The most refined observers will say that it is our contemporary eyes that find their own traces in antiquity, whereby a thing emerges into consciousness when it is already called upon. But there is no harm in stating the exact opposite: in the extreme depth of antiquity, our sensibility rediscovers the origin of things, which is ultimately the origin of humanity. And this is why this painting evokes continuous unsolicited resonances, especially those belonging to different cultures.

Take, for example, the mural painting with horses and hunting scenes from the House of the Sailor, and let us observe it closely. The sight of this work brought me directly back to a fragment of a Tang era fresco that I saw in Xi’an, from the funerary decorations of the imperial tombs in Shaanxi. Two worlds that never spoke to one another, two civilizations that developed radically incompatible visual systems, yet united by a detail that is not a mere detail: the galloping horse. In both frescoes, the horses run with their four legs simultaneously extended, the front ones projected forward, the hind ones pushed backward, the body suspended in an air that does not exist.

It is the universal pictorial convention of the flying gallop, universal because no pictorially mature civilization has been able or willing to represent the equine gallop in its biomechanical truth. Only in 1878 would we know scientifically, through the experiments conducted by Eadweard Muybridge, that the gallop occurs differently, but that does not matter.

Here lies the paradox that interests me: the Pompeian painter, formed in a culture that had taken pictorial illusionism to heights that the West would not reach again for fifteen centuries, and the Tang painter, formed in a calligraphic tradition of extraordinary precision of line, make the same “mistake”. Both paint not what they see but what they know about the gallop, or rather what the gallop produces in perception: the sensation of absolute speed, of a body launched beyond its own limits, of energy exploding in space. The flying gallop is not an oversight; it is a cognitive synthesis, the visual translation of a kinetic emotion that the eye registers but that the brain reworks and amplifies. It is, strictly speaking, truer than true.

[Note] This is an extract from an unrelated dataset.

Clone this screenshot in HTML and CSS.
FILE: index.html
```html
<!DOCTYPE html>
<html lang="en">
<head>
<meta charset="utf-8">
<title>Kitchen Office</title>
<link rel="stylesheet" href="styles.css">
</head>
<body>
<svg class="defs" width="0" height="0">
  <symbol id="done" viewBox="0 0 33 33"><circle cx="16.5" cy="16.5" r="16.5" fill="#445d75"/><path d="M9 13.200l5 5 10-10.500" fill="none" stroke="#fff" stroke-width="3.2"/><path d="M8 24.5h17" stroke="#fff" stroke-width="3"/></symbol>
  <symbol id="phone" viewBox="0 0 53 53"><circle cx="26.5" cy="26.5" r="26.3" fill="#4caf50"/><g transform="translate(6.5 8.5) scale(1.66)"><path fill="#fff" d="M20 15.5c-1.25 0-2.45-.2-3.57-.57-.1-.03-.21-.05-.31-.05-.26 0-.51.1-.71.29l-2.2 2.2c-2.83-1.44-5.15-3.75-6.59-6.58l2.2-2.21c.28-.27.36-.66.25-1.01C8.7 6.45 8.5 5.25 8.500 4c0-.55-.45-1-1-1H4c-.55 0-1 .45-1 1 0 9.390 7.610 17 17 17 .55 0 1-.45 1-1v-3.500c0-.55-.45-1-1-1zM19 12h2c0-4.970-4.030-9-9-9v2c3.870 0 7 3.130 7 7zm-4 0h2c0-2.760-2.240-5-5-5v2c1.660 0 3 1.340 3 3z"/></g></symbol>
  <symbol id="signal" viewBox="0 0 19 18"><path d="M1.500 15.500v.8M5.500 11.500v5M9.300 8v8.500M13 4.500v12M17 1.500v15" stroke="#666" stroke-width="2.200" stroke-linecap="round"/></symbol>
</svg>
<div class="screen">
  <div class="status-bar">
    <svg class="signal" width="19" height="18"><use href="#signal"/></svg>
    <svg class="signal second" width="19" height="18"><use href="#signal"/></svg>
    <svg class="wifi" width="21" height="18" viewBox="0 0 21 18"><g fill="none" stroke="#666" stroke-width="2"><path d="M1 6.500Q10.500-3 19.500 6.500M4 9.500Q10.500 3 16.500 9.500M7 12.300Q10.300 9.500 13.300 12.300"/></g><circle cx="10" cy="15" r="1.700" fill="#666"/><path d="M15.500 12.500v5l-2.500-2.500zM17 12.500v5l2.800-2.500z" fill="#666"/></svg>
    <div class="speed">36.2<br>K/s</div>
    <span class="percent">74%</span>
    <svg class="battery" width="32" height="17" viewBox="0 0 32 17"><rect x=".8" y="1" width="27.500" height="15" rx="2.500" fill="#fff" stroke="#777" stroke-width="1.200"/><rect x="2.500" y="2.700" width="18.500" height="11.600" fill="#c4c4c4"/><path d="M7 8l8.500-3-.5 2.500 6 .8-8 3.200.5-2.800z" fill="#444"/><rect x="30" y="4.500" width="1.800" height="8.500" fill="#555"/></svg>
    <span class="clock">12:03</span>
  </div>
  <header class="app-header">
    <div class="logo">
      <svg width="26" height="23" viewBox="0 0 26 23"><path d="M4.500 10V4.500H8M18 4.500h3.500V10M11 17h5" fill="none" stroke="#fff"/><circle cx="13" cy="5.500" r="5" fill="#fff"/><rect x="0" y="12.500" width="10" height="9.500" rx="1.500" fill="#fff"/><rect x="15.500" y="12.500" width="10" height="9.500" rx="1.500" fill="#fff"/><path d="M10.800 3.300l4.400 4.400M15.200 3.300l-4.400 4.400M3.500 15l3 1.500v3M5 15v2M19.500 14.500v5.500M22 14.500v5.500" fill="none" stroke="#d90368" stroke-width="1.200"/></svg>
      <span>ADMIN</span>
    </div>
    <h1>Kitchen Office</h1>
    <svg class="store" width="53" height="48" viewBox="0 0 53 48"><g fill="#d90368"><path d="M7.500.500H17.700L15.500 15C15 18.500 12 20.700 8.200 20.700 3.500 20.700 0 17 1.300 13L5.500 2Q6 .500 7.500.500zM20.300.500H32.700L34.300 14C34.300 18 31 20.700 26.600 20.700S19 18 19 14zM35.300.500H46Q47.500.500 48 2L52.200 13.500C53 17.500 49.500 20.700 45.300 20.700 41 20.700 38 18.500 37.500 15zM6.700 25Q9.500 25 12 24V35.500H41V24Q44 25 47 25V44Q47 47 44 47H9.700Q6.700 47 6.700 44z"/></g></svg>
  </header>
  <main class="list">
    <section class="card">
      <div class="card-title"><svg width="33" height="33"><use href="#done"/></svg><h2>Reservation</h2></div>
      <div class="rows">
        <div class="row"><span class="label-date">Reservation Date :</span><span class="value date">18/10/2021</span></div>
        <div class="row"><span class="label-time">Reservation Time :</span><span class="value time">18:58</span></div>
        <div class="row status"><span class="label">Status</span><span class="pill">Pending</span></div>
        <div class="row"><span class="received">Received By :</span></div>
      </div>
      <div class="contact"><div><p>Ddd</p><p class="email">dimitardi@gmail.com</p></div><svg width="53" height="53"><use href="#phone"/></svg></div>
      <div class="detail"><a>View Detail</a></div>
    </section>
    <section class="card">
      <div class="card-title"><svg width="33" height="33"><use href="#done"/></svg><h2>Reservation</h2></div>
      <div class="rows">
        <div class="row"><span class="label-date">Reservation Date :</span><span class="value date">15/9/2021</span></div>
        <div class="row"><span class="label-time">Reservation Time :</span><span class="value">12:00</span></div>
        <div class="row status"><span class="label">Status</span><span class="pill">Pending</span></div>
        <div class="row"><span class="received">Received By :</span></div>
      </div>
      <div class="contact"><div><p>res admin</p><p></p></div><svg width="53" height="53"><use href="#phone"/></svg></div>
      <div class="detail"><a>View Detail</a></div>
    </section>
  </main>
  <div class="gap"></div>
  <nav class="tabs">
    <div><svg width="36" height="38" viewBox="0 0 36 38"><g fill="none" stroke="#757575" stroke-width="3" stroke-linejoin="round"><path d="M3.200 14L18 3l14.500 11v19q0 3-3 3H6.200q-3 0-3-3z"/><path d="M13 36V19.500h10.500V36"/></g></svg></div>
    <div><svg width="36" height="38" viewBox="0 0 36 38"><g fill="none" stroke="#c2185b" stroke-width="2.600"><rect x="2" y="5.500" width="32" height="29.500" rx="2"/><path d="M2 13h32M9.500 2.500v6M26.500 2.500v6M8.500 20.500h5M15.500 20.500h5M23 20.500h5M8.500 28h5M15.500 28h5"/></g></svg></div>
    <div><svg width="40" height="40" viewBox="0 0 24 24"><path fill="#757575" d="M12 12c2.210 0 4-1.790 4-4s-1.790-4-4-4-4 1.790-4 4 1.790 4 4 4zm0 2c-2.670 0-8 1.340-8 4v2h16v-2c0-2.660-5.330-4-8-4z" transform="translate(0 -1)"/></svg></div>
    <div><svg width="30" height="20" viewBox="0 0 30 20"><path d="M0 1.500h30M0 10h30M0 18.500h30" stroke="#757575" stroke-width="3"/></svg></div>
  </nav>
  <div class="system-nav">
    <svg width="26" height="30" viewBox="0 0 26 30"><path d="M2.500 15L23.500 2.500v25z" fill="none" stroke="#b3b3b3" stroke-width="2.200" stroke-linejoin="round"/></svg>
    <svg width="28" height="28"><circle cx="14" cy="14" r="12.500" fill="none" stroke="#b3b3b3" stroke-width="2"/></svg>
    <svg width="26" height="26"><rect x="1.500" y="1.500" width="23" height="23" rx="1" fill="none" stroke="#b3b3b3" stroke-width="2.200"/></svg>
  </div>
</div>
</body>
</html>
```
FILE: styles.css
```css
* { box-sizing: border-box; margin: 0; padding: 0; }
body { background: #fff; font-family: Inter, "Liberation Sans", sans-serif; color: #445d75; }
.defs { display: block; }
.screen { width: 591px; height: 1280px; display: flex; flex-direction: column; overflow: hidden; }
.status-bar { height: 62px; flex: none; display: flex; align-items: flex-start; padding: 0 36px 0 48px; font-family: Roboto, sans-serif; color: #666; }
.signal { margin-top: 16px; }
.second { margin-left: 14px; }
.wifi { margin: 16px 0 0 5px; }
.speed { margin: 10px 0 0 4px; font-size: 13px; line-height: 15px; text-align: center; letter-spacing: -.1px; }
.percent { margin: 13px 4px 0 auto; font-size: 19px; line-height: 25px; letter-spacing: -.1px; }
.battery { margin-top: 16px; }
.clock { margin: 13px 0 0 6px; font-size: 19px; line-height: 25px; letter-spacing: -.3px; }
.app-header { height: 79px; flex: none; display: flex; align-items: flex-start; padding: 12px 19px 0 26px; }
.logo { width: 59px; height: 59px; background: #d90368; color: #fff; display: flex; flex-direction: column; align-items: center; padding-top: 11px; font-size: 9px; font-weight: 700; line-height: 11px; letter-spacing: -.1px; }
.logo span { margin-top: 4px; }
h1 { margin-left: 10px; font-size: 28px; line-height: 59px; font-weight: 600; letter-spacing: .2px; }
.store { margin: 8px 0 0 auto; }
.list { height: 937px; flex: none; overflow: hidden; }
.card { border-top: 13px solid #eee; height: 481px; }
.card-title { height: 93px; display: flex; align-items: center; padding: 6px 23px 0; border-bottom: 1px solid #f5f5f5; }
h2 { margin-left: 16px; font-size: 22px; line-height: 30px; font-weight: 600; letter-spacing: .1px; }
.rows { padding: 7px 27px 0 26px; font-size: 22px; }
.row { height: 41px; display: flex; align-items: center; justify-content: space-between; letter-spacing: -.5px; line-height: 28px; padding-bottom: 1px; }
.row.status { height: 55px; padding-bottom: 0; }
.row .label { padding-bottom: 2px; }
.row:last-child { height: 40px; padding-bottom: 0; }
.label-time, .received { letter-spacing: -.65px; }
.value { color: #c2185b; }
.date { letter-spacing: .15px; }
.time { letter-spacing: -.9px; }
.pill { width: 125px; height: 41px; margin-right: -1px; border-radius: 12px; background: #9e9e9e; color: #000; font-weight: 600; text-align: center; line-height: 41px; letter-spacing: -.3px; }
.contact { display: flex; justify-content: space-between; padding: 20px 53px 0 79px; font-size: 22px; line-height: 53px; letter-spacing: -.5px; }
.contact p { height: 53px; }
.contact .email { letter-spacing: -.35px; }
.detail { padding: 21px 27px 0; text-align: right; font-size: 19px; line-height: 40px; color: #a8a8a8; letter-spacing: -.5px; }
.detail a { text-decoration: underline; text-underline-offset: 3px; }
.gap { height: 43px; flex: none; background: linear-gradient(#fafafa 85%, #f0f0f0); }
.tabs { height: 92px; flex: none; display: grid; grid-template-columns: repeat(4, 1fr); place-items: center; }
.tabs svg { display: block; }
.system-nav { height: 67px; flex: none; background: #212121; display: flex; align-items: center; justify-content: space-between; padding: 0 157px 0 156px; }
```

Fresco from the Qianling Mausoleum, Tang dynasty (618 – 907 d.C)

Returning to the MANN and to the fresco, what it contains of the programmatically untimely is interesting. Pompeian painting, and herein lies its absolute superiority as a document of the history of human perception, is never mimetic in a banal sense. It is always, even in its apparently decorative outcomes, a theory of vision. When the painters of the Vesuvian domus construct the illusionistic space of a sacred forest, when they modulate depth through the chromatic degradation of greens, when they make cloaks twirl and bodies vibrate in the instant of the hunt, they are not copying reality: they are elaborating a system of perceptual equivalences that anticipates, with an ease that still astounds today, questions that European painting would officially open only with Impressionism.

The impossible galloping horse is the most eloquent proof: not a limit of ancient knowledge, but the sign of an extremely high perceptual awareness, which knows that art does not give the world but its echo in the mind of the observer. And this is exactly why that painting continues to speak to eyes that do not belong to its civilization, to resonate without being prompted, to establish short circuits with a Tang painter who never saw Mount Vesuvius and with a contemporary observer who never lived in the Roman Empire. The origin of things, as we were saying. It is right here.

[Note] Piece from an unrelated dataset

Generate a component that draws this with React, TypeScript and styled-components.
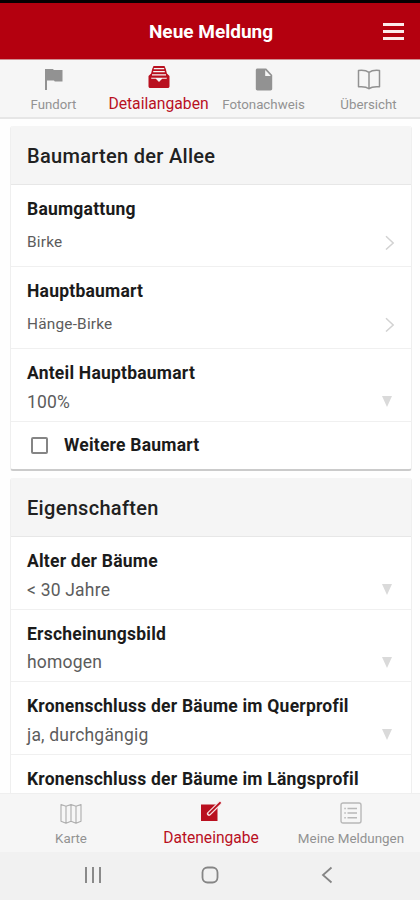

But there is a further level that the iconographic subject imposes and which must not be evaded. The fresco of the House of the Sailor does not represent just any hunting scene. It is a scene of the Niobids. Apollo and Artemis exterminating the children of Niobe, guilty of having placed her own offspring before the divine offspring. The doe that appears in the fresco is not a hunted animal: it is the sacred animal of Artemis, its presence in the painting is a signature, a seal. The horses galloping with their legs outstretched in the non-existent air do not carry hunters. They carry gods on a punitive mission.

This changes everything. Or rather: it clarifies everything. The impossible gallop is not only a cognitive synthesis of speed. It is the speed of the sacred, of time collapsing when the divine intervenes in the mortal. The gods do not move according to the laws of biomechanics. The Pompeian painter knows this. He paints a gallop that does not exist because what he represents does not belong to the order of the visible.

The convention of the flying gallop is, in this context, a theological solution even before a perceptual one. It depicts the unrepresentable—the speed of divine punishment, the instant in which time is suspended and fate is already decided—through a body that defies the laws of the body.

And here the convergence with the Tang fresco ceases to be a comparative curiosity and becomes a more serious matter. The Tang horsemen in the imperial tombs of Shaanxi are not marching soldiers. They are the escort of the deceased emperor on his journey to the afterlife. There too, the gallop is cosmological, not military. There too, the horses run in an air that does not exist because the world they traverse is not this world.

The visual convention is identical. The mandate is identical. Two painters, two cosmologies, a single impossible gallop—because in both cases it is a matter of representing the movement of that which physical movement cannot contain. This too, at the MANN, can be understood without anyone explaining it.